Is there a way to use local materials and make it look cool and trendy?  Is that an expense they can afford?  Can they afford not to?  If we used traditional ways of building using local materials, but jazzed it up or cladded it differently, would it make it more desirable?  So much of why traditional building techniques aren't used by the wealthier people in resource poor areas, is because of cultural biases and stereotypes.  How do we make them cool again?  Its a common phenomena in the US that poor communities get infiltrated by poor artists who then make the area look cool to wealthy people and suddenly the property prices soar out of control. Is there a way to make traditional building techniques, which tend to be environmentally friendly and most suitable to the climate, cool again?  Without it becoming so cool (and therefore expensive) that it remains accessible to everyone?
Compressed soil block construction can look like, umm well, compressed soil blocks.

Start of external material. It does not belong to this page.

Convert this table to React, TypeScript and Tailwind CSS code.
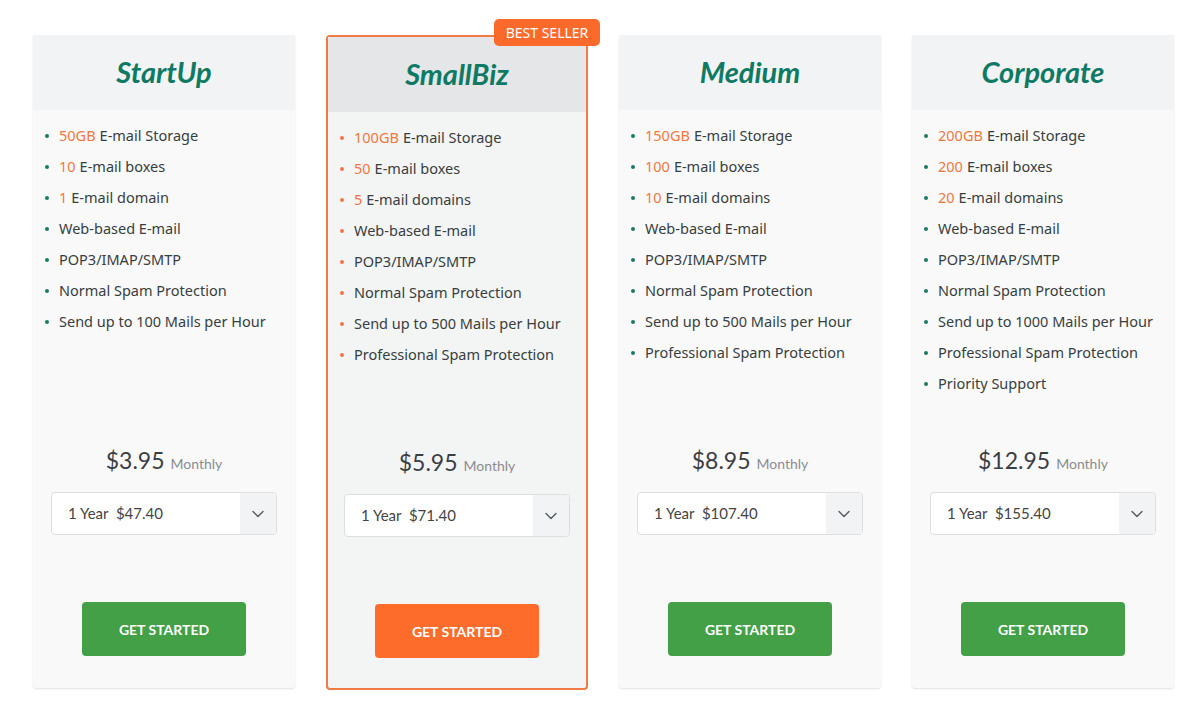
import { ChevronDown } from "lucide-react";

type Feature = { hi?: string; text: string };

type Plan = {
  name: string;
  price: string;
  year: string;
  featured?: boolean;
  features: Feature[];
};

const plans: Plan[] = [
  {
    name: "StartUp",
    price: "$3.95",
    year: "$47.40",
    features: [
      { hi: "50GB", text: "E-mail Storage" },
      { hi: "10", text: "E-mail boxes" },
      { hi: "1", text: "E-mail domain" },
      { text: "Web-based E-mail" },
      { text: "POP3/IMAP/SMTP" },
      { text: "Normal Spam Protection" },
      { text: "Send up to 100 Mails per Hour" },
    ],
  },
  {
    name: "SmallBiz",
    price: "$5.95",
    year: "$71.40",
    featured: true,
    features: [
      { hi: "100GB", text: "E-mail Storage" },
      { hi: "50", text: "E-mail boxes" },
      { hi: "5", text: "E-mail domains" },
      { text: "Web-based E-mail" },
      { text: "POP3/IMAP/SMTP" },
      { text: "Normal Spam Protection" },
      { text: "Send up to 500 Mails per Hour" },
      { text: "Professional Spam Protection" },
    ],
  },
  {
    name: "Medium",
    price: "$8.95",
    year: "$107.40",
    features: [
      { hi: "150GB", text: "E-mail Storage" },
      { hi: "100", text: "E-mail boxes" },
      { hi: "10", text: "E-mail domains" },
      { text: "Web-based E-mail" },
      { text: "POP3/IMAP/SMTP" },
      { text: "Normal Spam Protection" },
      { text: "Send up to 500 Mails per Hour" },
      { text: "Professional Spam Protection" },
    ],
  },
  {
    name: "Corporate",
    price: "$12.95",
    year: "$155.40",
    features: [
      { hi: "200GB", text: "E-mail Storage" },
      { hi: "200", text: "E-mail boxes" },
      { hi: "20", text: "E-mail domains" },
      { text: "Web-based E-mail" },
      { text: "POP3/IMAP/SMTP" },
      { text: "Normal Spam Protection" },
      { text: "Send up to 1000 Mails per Hour" },
      { text: "Professional Spam Protection" },
      { text: "Priority Support" },
    ],
  },
];

function PlanCard({ plan }: { plan: Plan }) {
  const f = plan.featured;
  return (
    <div
      className={
        f
          ? "relative flex h-[655px] w-[262px] flex-col rounded-[4px] border-2 border-[#ef7b44] bg-[#f3f4f4]"
          : "relative flex h-[653px] w-[262px] flex-col rounded-[3px] bg-[#f9f9f9] shadow-[0_1px_2px_rgba(0,0,0,0.12)]"
      }
    >
      {f && (
        <div className="absolute left-[166px] top-[-18px] flex h-[27px] w-[106px] items-center justify-center rounded-[5px] bg-[#fb6a2a] text-[14px] text-white">
          BEST SELLER
        </div>
      )}

      {/* Header */}
      <div
        className={`flex h-[75px] items-center justify-center pb-[2px] ${
          f ? "bg-[#e4e6e7]" : "bg-[#f1f3f4]"
        }`}
      >
        <h2 className="font-['Lato',sans-serif] text-[29px] font-bold italic text-[#0f7a63]">
          {plan.name}
        </h2>
      </div>

      {/* Features */}
      <ul className="h-[310px] pl-[12px] pt-[10px]">
        {plan.features.map((item, i) => (
          <li key={i} className="flex h-[31px] items-center text-[14.5px] text-[#37403f]">
            <span
              className={`mr-[10px] h-[4px] w-[4px] rounded-full ${
                f ? "bg-[#f07840]" : "bg-[#1a7a66]"
              }`}
            />
            {item.hi && <span className="mr-[4px] text-[#f07840]">{item.hi}</span>}
            {item.text}
          </li>
        ))}
      </ul>

      {/* Price + select + button */}
      <div className="flex flex-col items-center pt-[23px] font-['Lato',sans-serif]">
        <div className="flex h-[28px] items-baseline gap-[6px]">
          <span className="text-[23px] text-[#3a3f44]">{plan.price}</span>
          <span className="text-[14px] text-[#8a8d90]">Monthly</span>
        </div>
        <div className="mt-[21px] flex h-[43px] w-[226px] overflow-hidden rounded-[4px] border border-[#dcdee0] bg-white">
          <div className="flex flex-1 items-center pl-[16px] text-[15px] text-[#444]">
            1 Year&nbsp;&nbsp;{plan.year}
          </div>
          <div className="flex w-[36px] items-center justify-center bg-[#f1f3f5] text-[#5a6068]">
            <ChevronDown className="h-[20px] w-[20px]" strokeWidth={1.75} />
          </div>
        </div>
        <button
          className={`mt-[67px] h-[54px] w-[164px] rounded-[4px] text-[14px] font-bold text-white ${
            f ? "bg-[#fd6c2a]" : "bg-[#43a047]"
          }`}
        >
          GET STARTED
        </button>
      </div>
    </div>
  );
}

export default function App() {
  return (
    <div className="min-h-[707px] bg-white font-['Noto_Sans',sans-serif]">
      <div className="flex items-start gap-[31px] pl-[33px] pt-[35px]">
        {plans.map((p) => (
          <PlanCard key={p.name} plan={p} />
        ))}
      </div>
    </div>
  );
}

Compressed soil blocks can look cool too!  Here is an example of a structural vault built out of compressed soil blocks built from local soil for a new museum at the World Heritage Site of Mapungubwe in South Africa designed by Peter Rich Architects.  Michael Ramage (Cambridge), John Ochsendorf, and Philippe Block designed the unreinforced structural masonry vaults in collaboration with Henry Fagan in South Africa. Matthew Hodge developed the cement-stabilized tiles in collaboration with Anne Fitchett (Univ. of Witwatersrand). Based on his experience building the domes of the Pines Calyx in the UK, James Bellamy supervised the vault construction on site.